Budget airline Ryanair today said a surge in fuel prices was behind a 29 per cent drop in first-quarter profits.
The group also said it was braced for a difficult winter as austerity measures and the eurozone crisis hit demand.
The Dublin-based carrier, which operates more than 1,500 flights a day across 28 countries, is expecting traffic growth of 1 per cent between September and March, down from 7 per cent this summer following winter capacity cuts.
The outlook came as the airline, which expects to carry 79 million passengers this year, said revenues for the three months to 30 June rose 11 per cent to €1.3 billion euros (£1bn) as 6 per cent traffic growth combined with a 4 per cent rise in average fares.
However, chief executive Michael O’Leary said a 27 per cent surge in fuel costs was behind a 29 per cent slide in underlying pre-tax profits to €99m in the period.
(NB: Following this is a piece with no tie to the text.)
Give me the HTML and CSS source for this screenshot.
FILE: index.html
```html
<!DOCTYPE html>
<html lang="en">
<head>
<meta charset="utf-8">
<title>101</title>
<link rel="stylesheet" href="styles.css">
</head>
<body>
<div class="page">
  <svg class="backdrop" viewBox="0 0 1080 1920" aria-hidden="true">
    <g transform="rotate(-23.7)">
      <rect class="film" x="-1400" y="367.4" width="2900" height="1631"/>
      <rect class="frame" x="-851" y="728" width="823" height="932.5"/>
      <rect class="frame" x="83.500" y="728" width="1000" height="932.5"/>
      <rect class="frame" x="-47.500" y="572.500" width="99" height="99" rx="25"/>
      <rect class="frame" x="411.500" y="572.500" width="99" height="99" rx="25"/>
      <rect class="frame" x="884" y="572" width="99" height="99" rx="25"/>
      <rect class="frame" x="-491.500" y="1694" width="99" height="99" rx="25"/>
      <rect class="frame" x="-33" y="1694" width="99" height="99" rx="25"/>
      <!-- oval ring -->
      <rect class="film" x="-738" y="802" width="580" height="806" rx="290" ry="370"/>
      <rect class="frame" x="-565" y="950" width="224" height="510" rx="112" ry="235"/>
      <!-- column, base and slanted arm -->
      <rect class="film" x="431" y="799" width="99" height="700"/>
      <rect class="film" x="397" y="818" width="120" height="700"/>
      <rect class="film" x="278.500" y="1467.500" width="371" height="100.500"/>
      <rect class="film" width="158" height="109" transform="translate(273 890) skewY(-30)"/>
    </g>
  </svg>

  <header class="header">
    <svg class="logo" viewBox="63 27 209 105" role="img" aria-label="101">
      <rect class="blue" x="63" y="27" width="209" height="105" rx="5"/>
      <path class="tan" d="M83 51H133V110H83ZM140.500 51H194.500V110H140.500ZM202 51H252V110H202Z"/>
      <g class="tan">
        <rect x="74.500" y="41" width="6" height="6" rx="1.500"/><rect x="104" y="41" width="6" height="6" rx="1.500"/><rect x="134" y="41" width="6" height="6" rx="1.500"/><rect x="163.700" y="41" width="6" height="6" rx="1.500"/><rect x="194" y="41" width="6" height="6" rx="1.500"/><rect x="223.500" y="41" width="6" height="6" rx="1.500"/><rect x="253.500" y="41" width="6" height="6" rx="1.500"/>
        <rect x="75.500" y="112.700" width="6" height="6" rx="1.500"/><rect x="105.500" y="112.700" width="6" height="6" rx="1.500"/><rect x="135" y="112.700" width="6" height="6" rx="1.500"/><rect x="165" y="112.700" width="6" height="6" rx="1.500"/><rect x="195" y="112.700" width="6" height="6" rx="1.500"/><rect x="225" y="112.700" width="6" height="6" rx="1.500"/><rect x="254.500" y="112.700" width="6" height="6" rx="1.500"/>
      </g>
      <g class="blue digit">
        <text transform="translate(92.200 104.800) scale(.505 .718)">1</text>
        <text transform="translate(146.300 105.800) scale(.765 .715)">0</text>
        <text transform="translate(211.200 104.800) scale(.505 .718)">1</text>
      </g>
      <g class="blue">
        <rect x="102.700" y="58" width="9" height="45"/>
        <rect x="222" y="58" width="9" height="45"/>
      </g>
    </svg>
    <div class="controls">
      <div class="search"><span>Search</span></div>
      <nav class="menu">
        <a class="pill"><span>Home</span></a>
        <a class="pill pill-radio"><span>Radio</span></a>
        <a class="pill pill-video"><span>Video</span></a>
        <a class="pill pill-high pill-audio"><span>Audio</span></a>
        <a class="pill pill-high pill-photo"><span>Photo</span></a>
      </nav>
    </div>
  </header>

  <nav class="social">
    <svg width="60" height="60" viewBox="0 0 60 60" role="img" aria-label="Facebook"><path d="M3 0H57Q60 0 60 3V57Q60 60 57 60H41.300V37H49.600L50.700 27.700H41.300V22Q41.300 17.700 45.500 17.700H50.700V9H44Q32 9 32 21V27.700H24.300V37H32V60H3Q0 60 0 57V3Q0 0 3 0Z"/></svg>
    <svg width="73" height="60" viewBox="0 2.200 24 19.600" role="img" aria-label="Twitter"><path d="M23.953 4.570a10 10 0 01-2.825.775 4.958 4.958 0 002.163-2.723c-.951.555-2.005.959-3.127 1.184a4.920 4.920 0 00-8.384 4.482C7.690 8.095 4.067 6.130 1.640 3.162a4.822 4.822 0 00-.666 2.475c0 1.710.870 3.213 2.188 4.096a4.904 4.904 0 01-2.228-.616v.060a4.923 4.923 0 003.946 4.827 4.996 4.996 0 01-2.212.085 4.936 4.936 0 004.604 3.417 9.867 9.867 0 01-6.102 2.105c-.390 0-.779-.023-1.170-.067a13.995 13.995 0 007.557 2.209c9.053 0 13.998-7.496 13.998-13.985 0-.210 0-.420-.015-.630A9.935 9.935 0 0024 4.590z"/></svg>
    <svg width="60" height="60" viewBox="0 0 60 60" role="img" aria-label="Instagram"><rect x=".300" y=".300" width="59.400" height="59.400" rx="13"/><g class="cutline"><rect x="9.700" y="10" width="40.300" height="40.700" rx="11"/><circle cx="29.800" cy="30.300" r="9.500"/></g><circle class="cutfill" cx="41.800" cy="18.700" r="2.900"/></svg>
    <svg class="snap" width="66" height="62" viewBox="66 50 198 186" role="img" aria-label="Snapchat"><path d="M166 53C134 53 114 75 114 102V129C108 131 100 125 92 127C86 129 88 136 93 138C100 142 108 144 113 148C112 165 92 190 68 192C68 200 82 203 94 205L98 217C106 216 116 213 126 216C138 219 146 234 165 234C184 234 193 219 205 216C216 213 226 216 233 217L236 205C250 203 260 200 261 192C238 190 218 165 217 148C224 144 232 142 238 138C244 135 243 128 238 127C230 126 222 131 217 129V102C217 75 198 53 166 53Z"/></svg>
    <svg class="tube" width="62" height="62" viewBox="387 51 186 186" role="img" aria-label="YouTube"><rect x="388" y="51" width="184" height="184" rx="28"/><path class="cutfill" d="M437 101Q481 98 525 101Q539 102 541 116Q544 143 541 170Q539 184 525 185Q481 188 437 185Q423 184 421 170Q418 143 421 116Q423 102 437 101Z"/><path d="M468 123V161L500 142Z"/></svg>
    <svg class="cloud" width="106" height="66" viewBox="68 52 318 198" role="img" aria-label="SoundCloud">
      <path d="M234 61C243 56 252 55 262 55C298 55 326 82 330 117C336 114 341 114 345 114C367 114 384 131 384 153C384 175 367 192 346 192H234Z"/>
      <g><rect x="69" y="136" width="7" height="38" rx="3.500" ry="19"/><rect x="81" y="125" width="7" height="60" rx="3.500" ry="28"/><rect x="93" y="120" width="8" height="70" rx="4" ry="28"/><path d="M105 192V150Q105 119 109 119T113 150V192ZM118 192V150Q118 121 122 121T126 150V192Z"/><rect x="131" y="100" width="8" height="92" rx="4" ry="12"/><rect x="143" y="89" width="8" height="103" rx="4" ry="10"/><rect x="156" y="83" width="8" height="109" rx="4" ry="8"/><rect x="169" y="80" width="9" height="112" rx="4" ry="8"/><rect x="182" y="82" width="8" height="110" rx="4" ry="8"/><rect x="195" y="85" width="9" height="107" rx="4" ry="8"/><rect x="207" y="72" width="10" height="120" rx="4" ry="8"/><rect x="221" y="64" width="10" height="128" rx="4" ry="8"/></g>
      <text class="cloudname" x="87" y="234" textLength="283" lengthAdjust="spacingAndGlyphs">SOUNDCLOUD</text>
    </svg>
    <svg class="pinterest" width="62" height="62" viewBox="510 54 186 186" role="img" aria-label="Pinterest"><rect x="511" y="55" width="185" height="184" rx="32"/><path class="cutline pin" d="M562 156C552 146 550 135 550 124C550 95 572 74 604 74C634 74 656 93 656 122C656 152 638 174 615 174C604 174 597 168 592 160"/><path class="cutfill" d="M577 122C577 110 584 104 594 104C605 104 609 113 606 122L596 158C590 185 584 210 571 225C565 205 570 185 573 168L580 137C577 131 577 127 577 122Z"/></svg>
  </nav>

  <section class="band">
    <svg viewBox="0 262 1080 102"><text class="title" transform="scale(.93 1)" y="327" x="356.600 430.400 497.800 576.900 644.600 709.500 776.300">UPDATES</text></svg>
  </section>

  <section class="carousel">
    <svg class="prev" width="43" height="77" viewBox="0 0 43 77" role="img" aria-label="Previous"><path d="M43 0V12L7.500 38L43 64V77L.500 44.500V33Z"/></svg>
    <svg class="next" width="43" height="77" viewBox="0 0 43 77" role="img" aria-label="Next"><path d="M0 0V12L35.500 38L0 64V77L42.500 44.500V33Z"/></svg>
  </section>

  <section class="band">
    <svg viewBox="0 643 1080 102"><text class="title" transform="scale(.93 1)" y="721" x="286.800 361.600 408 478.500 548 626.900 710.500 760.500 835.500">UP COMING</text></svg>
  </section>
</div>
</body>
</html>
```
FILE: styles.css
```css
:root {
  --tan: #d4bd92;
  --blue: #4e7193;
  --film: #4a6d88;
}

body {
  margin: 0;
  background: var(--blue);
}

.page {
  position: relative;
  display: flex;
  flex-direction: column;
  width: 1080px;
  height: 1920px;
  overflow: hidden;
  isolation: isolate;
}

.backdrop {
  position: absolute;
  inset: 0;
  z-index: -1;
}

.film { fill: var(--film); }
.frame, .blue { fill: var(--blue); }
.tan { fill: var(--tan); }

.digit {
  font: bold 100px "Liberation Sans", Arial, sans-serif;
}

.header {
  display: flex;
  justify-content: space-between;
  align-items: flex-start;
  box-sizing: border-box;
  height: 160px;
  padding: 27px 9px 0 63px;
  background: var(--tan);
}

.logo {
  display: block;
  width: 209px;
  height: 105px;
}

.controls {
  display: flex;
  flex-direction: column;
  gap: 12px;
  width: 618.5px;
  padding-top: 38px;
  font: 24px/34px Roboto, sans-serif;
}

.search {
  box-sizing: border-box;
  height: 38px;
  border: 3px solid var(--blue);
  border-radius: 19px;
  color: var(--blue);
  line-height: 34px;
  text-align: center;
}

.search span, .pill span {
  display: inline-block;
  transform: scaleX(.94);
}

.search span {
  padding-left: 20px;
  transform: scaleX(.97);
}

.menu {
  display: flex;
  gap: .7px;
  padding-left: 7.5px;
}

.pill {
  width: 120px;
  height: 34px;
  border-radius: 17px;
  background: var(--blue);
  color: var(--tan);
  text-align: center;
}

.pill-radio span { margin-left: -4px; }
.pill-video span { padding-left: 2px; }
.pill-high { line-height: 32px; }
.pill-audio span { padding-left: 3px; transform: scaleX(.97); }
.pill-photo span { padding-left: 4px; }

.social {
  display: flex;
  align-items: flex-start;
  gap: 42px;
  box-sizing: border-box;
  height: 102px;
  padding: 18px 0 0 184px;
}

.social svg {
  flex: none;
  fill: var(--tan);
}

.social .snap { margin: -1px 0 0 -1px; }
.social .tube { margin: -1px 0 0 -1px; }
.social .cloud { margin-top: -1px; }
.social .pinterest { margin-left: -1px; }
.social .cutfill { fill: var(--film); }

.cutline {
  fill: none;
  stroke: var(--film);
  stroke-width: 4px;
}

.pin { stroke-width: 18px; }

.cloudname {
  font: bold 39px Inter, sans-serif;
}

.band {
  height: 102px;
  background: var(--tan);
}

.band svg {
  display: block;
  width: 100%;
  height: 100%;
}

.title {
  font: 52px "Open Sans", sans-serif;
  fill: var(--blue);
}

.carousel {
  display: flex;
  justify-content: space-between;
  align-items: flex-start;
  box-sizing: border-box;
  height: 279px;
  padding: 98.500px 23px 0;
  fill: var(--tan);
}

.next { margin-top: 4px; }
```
Ryanair reported a 15 per cent rise in ancillary sales – which includes baggage and administration fees, as well as in-flight food and drink – to €286m. Ancillary sales now account for 22 per cent of all revenues.
The carrier, which has a fleet of 294 planes, said growth in the first quarter was dampened by the EU-wide recession, austerity measures and also heavy discounting at new bases including Cyprus, Denmark and Hungary.
Ryanair mounted a fresh bid to seize control of rival Aer Lingus last month by tabling an offer valuing the company at around €694m.
The airline, which already owns a 29.8 per cent stake in Aer Lingus, needs approval from EU regulators for the deal to go ahead. A previous takeover attempt in 2006 was rejected.
Ryanair today said it would be “inappropriate” to comment while it was engaging with regulators.